Indonesia’s government has, however, confirmed on Thursday the construction of its tourist attractions will continue undeterred.
The plans include the construction of a resort on Rinca Island that will allow visitors to walk among the wild Komodo dragons.
Rinca is one of the three biggest islands within the Komodo National Park in the eastern parts of the Indonesian archipelago.
The island is home to many wild species, including the Komodo dragon, which can grow up to 9.8ft in length.
In July this year, UNESCO told a World Heritage Committee conference the project needs to be reassessed to better understand its impact on the local environment.
The UN group called on the Indonesian government for an updated assessment but has not received a response.
A senior official at Indonesia’s environment ministry has now told Reuters: “The project will proceed… it’s been proven to have no impact.”
The official went on to say the project primarily focuses on renovating existing infrastructure and does not threaten the vulnerable Komodo dragon.
According to the International Union for Conservation of Nature (IUCN) Red List, the Komodo dragon is already at risk from human activities.
Steve Irwin gets close to komodo dragons
Work on the project began last year, sparking concern about illegal fishing and damage to the Komodo’s natural habitat.
The project has been dubbed Jurassic Park, after Steven Spielberg’s hit film of the same name.
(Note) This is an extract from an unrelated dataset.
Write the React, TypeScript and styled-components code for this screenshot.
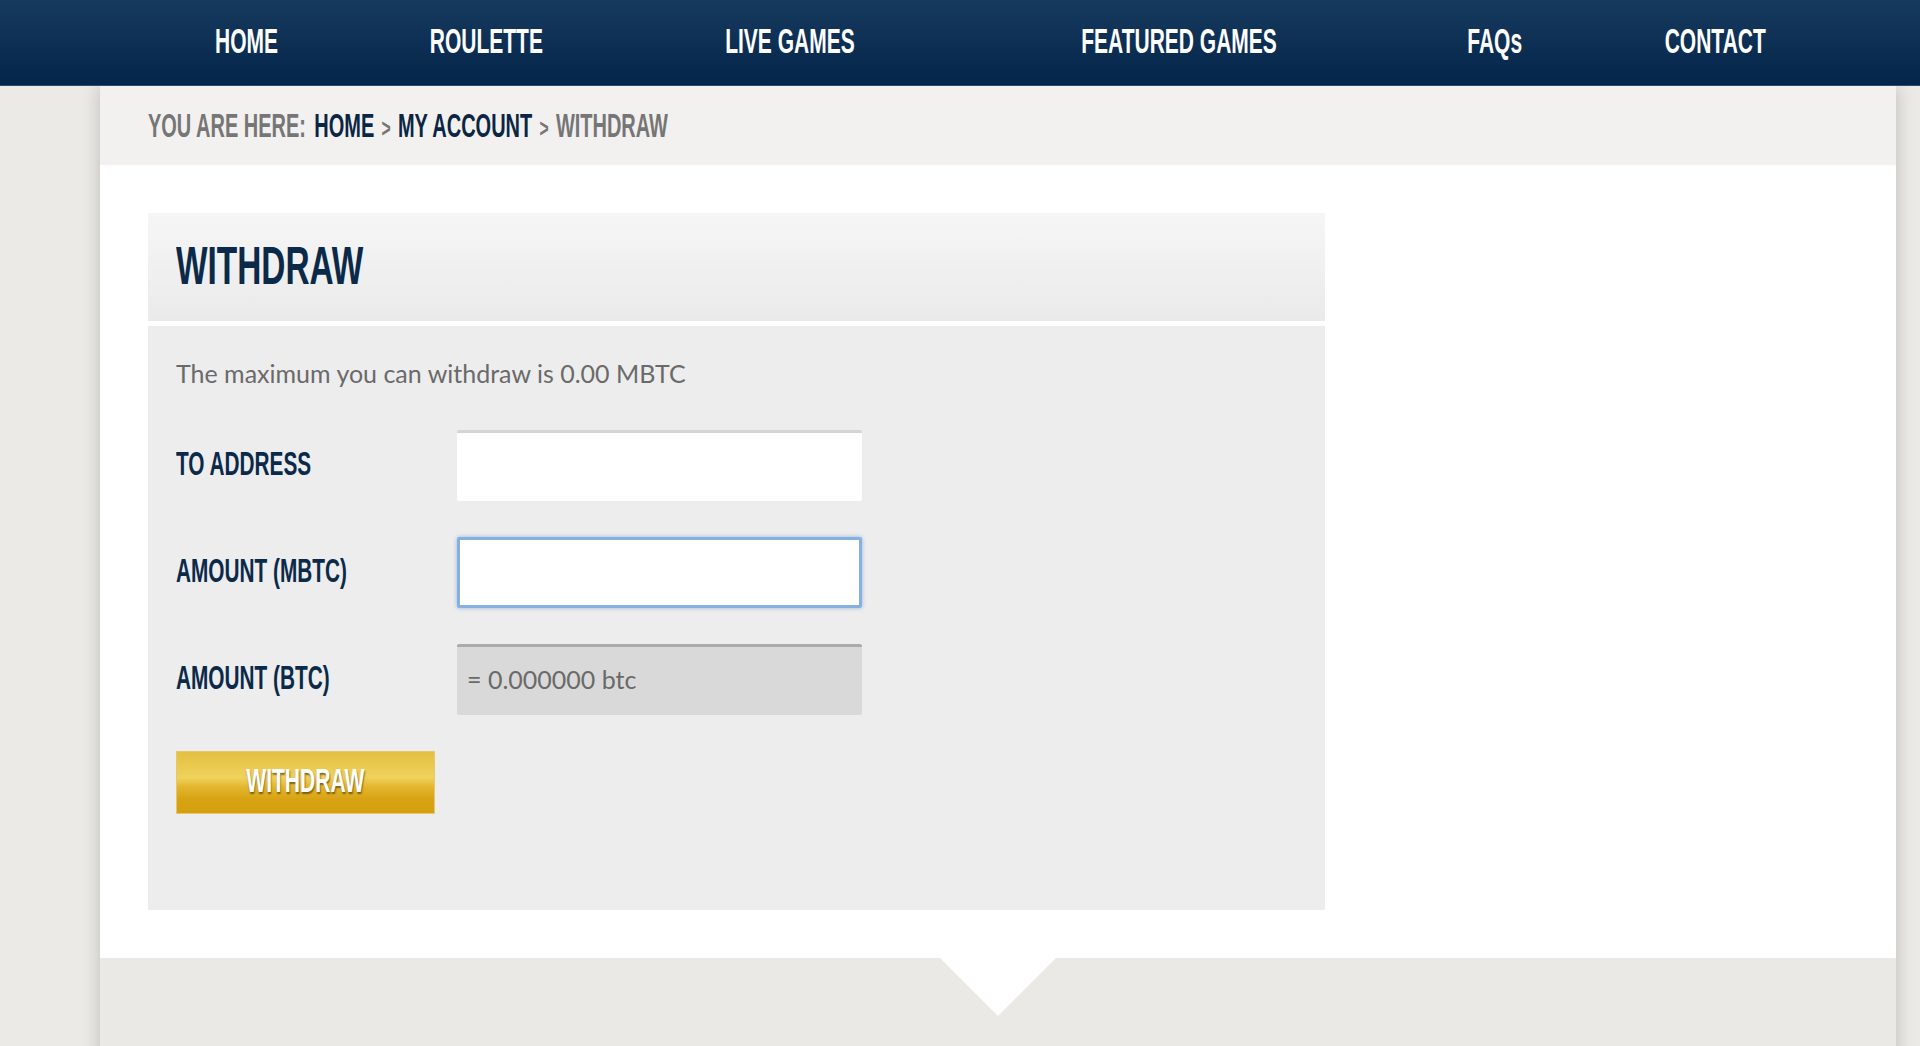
import React from "react";
import styled, { createGlobalStyle } from "styled-components";

const COND = `"Liberation Sans Narrow", "Liberation Sans", Arial, sans-serif`;
const BODY = `Lato, "Open Sans", "Liberation Sans", sans-serif`;

const GlobalStyle = createGlobalStyle`
  html, body { margin: 0; padding: 0; }
  body {
    background: #ebeae6;
    font-family: ${BODY};
    overflow: hidden;
  }
`;

const Nav = styled.nav`
  position: relative;
  z-index: 2;
  height: 85px;
  border-bottom: 1px solid #2d4b6b;
  background: linear-gradient(#163a5e, #04254a);
  display: grid;
  grid-template-columns: 240px 240px 368px 410px 222px 218px;
  padding-left: 126px;
  align-items: center;
`;

const NavItem = styled.a`
  text-align: center;
  color: #fff;
  text-decoration: none;
  padding-bottom: 4px;
`;

const NavLabel = styled.span`
  display: inline-block;
  font-family: ${COND};
  font-weight: 700;
  font-size: 35px;
  line-height: 1;
  white-space: nowrap;
  transform: scaleX(0.6);
`;

const Shell = styled.div`
  position: relative;
  z-index: 1;
  margin-left: 100px;
  width: 1796px;
  background: #ebe9e6;
  box-shadow: 0 0 18px rgba(0, 0, 0, 0.2);
`;

const Crumbs = styled.div`
  height: 79px;
  background: #f2f1ef;
  display: flex;
  align-items: center;
  padding-left: 48px;
`;

const CrumbLine = styled.div`
  font-family: ${COND};
  font-weight: 700;
  font-size: 33px;
  line-height: 1;
  color: #767676;
  white-space: nowrap;
  transform: scaleX(0.605);
  transform-origin: left center;
`;

const CrumbLink = styled.a`
  color: #0b2544;
  text-decoration: none;
`;

const Sep = styled.span`
  font-size: 26px;
  margin: 0 12px;
  color: #767676;
`;

const Lead = styled.span`
  margin-right: 14px;
`;

const Main = styled.main`
  background: #fff;
  padding: 48px 0 48px 48px;
`;

const Panel = styled.section`
  width: 1177px;
  display: flex;
  flex-direction: column;
  gap: 5px;
`;

const PanelHead = styled.header`
  height: 108px;
  box-sizing: border-box;
  background: linear-gradient(#f6f6f6, #eaeaea);
  display: flex;
  align-items: center;
  padding: 0 0 4px 28px;
`;

const Title = styled.h1`
  margin: 0;
  font-family: ${COND};
  font-weight: 700;
  font-size: 53px;
  line-height: 1;
  color: #0b2a4a;
  white-space: nowrap;
  transform: scaleX(0.63);
  transform-origin: left center;
`;

const PanelBody = styled.div`
  height: 584px;
  box-sizing: border-box;
  background: #ededed;
  padding: 30px 28px;
`;

const Note = styled.p`
  margin: 0;
  font-family: ${BODY};
  font-size: 25px;
  line-height: 34px;
  color: #6a6a6a;
`;

const Form = styled.form`
  margin-top: 40px;
  display: grid;
  grid-template-columns: 281px 405px;
  row-gap: 36px;
  align-items: center;
`;

const Label = styled.label`
  padding-bottom: 4px;
  font-family: ${COND};
  font-weight: 700;
  font-size: 33px;
  line-height: 1;
  color: #0b2a4a;
  white-space: nowrap;
  transform: scaleX(0.63);
  transform-origin: left center;
`;

const Field = styled.input<{ $state?: "focus" | "disabled" }>`
  box-sizing: border-box;
  width: 405px;
  height: 71px;
  margin: 0;
  padding: 0 10px 4px;
  border-radius: 2px;
  outline: none;
  font-family: ${BODY};
  font-size: 25px;
  color: #6a6a6a;
  background: ${(p) => (p.$state === "disabled" ? "#d9d9d9" : "#fff")};
  border: ${(p) =>
    p.$state === "focus" ? "3px solid #86b0df" : "none"};
  border-top: ${(p) =>
    p.$state === "focus"
      ? "3px solid #86b0df"
      : p.$state === "disabled"
      ? "3px solid #ababab"
      : "3px solid #d5d5d5"};
  box-shadow: ${(p) =>
    p.$state === "focus" ? "0 0 4px rgba(80, 140, 210, 0.55)" : "none"};
  &::placeholder { color: #6a6a6a; opacity: 1; }
`;

const ButtonRow = styled.div`
  grid-column: 1 / -1;
`;

const Button = styled.button`
  width: 259px;
  height: 63px;
  margin: 0;
  padding: 0 0 5px;
  border: 1px solid #e6c76a;
  background: linear-gradient(
    #e4bf42 0%,
    #efd25c 42%,
    #e3b52d 58%,
    #d7a312 78%,
    #d5a010 100%
  );
  cursor: pointer;
  display: flex;
  align-items: center;
  justify-content: center;
`;

const ButtonLabel = styled.span`
  display: inline-block;
  font-family: ${COND};
  font-weight: 700;
  font-size: 34px;
  line-height: 1;
  color: #fff;
  text-shadow: 1px 2px 2px rgba(60, 40, 0, 0.6);
  transform: scaleX(0.62);
`;

const Footer = styled.footer`
  position: relative;
  height: 140px;
  background: #ebe9e6;
  &::before {
    content: "";
    position: absolute;
    left: 50%;
    top: 0;
    margin-left: -58px;
    border-left: 58px solid transparent;
    border-right: 58px solid transparent;
    border-top: 58px solid #fff;
  }
`;

const navItems = ["HOME", "ROULETTE", "LIVE GAMES", "FEATURED GAMES", "FAQs", "CONTACT"];

export default function App() {
  return (
    <>
      <GlobalStyle />
      <Nav>
        {navItems.map((n) => (
          <NavItem key={n} href="#">
            <NavLabel>{n}</NavLabel>
          </NavItem>
        ))}
      </Nav>
      <Shell>
        <Crumbs>
          <CrumbLine>
            <Lead>YOU ARE HERE:</Lead>
            <CrumbLink href="#">HOME</CrumbLink>
            <Sep>&gt;</Sep>
            <CrumbLink href="#">MY ACCOUNT</CrumbLink>
            <Sep>&gt;</Sep>
            WITHDRAW
          </CrumbLine>
        </Crumbs>
        <Main>
          <Panel>
            <PanelHead>
              <Title>WITHDRAW</Title>
            </PanelHead>
            <PanelBody>
              <Note>The maximum you can withdraw is 0.00 MBTC</Note>
              <Form onSubmit={(e) => e.preventDefault()}>
                <Label>TO ADDRESS</Label>
                <Field type="text" />
                <Label>AMOUNT (MBTC)</Label>
                <Field type="text" $state="focus" />
                <Label>AMOUNT (BTC)</Label>
                <Field type="text" $state="disabled" readOnly value="= 0.000000 btc" />
                <ButtonRow>
                  <Button type="submit">
                    <ButtonLabel>WITHDRAW</ButtonLabel>
                  </Button>
                </ButtonRow>
              </Form>
            </PanelBody>
          </Panel>
        </Main>
        <Footer />
      </Shell>
    </>
  );
}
Advertising material promoting the tourist attraction on Instagram used music featured in the film.
Some of the concerns surrounding the project were sparked by a viral photo shared by the Save Komodo Now campaign in October.
The photo shows a large Komodo dragon approaching a lorry filled with construction materials.
Two men – one wearing a high visibility vest and the other a hard hat – are seen sitting on the lorry.
Although rare, Komodo dragons have been known to attack humans and have been responsible for a number of deaths.
Between 1974 and 2012, for instance, 24 attacks on humans have been reported in the Komodo National Park.
At least five of these attacks resulted in death.
In 2008, an eight-year-old boy was killed on Komodo Island when going behind a bush to use the toilet.
Park rangers at the time believed the attack may have been prompted by the dry season and lack of access to the lizard’s watering holes.
Indonesia is home to more than 3,000 Komodo dragons.
When mature, the terrifying lizards weigh up to 200 pounds and boast a powerful, venomous bite.
Komodo dragons are stealthy hunters that possess a keen sense of smell, using their forked tounges to taste the air.
According to the Smithsonian’s National Zoo and Conservation Biology Institute, the creatures will spend hours waiting for a tasty morsel before lunging for the attack.
The Smithsonian said: “Komodo dragons eat almost any kind of meat, scavenging for carcasses or stalking animals that range in size from small rodents to large water buffalo.”
The apex predators are found on the island of Komodo, Rinca, and Padar and Flores in the Lesser Sunda group.